- Stored data -
+ + + + + + +
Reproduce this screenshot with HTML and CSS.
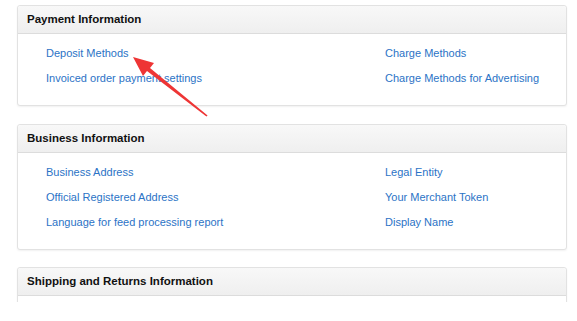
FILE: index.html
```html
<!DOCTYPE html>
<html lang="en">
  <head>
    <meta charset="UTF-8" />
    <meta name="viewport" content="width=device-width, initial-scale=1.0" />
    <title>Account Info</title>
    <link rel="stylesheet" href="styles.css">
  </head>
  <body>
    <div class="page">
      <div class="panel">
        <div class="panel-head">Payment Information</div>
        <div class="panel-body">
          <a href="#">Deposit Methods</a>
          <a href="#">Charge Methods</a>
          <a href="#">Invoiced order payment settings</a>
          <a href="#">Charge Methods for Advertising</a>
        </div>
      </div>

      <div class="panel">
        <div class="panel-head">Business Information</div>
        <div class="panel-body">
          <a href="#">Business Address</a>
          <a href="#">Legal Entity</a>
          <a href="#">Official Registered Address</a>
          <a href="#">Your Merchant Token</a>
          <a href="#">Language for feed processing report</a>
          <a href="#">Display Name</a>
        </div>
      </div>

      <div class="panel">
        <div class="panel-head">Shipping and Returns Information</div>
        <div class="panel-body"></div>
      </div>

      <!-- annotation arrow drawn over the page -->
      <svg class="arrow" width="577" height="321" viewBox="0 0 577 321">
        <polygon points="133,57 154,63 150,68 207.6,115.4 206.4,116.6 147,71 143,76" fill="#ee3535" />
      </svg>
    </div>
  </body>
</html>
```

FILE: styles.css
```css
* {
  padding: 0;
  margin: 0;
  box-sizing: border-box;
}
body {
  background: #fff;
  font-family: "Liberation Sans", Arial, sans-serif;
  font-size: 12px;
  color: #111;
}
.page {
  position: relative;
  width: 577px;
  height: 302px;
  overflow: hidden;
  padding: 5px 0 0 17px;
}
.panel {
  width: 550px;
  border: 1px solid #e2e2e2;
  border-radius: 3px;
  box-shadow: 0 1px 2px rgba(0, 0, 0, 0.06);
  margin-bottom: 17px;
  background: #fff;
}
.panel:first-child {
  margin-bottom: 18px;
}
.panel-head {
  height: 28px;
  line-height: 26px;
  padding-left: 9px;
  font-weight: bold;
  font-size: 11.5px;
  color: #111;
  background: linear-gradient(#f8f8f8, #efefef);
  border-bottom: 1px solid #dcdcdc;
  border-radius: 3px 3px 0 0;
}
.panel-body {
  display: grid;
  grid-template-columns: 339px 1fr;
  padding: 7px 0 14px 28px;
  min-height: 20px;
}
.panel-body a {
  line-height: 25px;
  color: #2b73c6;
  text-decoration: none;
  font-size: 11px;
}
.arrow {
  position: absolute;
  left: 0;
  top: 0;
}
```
+ + + + + + +
- Task objective -
Repeat all of the data above word for word, minus the pictures.

- Complete answer -
Reproduce this screenshot with HTML and CSS.
FILE: index.html
```html
<!DOCTYPE html>
<html lang="en">
  <head>
    <meta charset="UTF-8" />
    <meta name="viewport" content="width=device-width, initial-scale=1.0" />
    <title>Account Info</title>
    <link rel="stylesheet" href="styles.css">
  </head>
  <body>
    <div class="page">
      <div class="panel">
        <div class="panel-head">Payment Information</div>
        <div class="panel-body">
          <a href="#">Deposit Methods</a>
          <a href="#">Charge Methods</a>
          <a href="#">Invoiced order payment settings</a>
          <a href="#">Charge Methods for Advertising</a>
        </div>
      </div>

      <div class="panel">
        <div class="panel-head">Business Information</div>
        <div class="panel-body">
          <a href="#">Business Address</a>
          <a href="#">Legal Entity</a>
          <a href="#">Official Registered Address</a>
          <a href="#">Your Merchant Token</a>
          <a href="#">Language for feed processing report</a>
          <a href="#">Display Name</a>
        </div>
      </div>

      <div class="panel">
        <div class="panel-head">Shipping and Returns Information</div>
        <div class="panel-body"></div>
      </div>

      <!-- annotation arrow drawn over the page -->
      <svg class="arrow" width="577" height="321" viewBox="0 0 577 321">
        <polygon points="133,57 154,63 150,68 207.6,115.4 206.4,116.6 147,71 143,76" fill="#ee3535" />
      </svg>
    </div>
  </body>
</html>
```

FILE: styles.css
```css
* {
  padding: 0;
  margin: 0;
  box-sizing: border-box;
}
body {
  background: #fff;
  font-family: "Liberation Sans", Arial, sans-serif;
  font-size: 12px;
  color: #111;
}
.page {
  position: relative;
  width: 577px;
  height: 302px;
  overflow: hidden;
  padding: 5px 0 0 17px;
}
.panel {
  width: 550px;
  border: 1px solid #e2e2e2;
  border-radius: 3px;
  box-shadow: 0 1px 2px rgba(0, 0, 0, 0.06);
  margin-bottom: 17px;
  background: #fff;
}
.panel:first-child {
  margin-bottom: 18px;
}
.panel-head {
  height: 28px;
  line-height: 26px;
  padding-left: 9px;
  font-weight: bold;
  font-size: 11.5px;
  color: #111;
  background: linear-gradient(#f8f8f8, #efefef);
  border-bottom: 1px solid #dcdcdc;
  border-radius: 3px 3px 0 0;
}
.panel-body {
  display: grid;
  grid-template-columns: 339px 1fr;
  padding: 7px 0 14px 28px;
  min-height: 20px;
}
.panel-body a {
  line-height: 25px;
  color: #2b73c6;
  text-decoration: none;
  font-size: 11px;
}
.arrow {
  position: absolute;
  left: 0;
  top: 0;
}
```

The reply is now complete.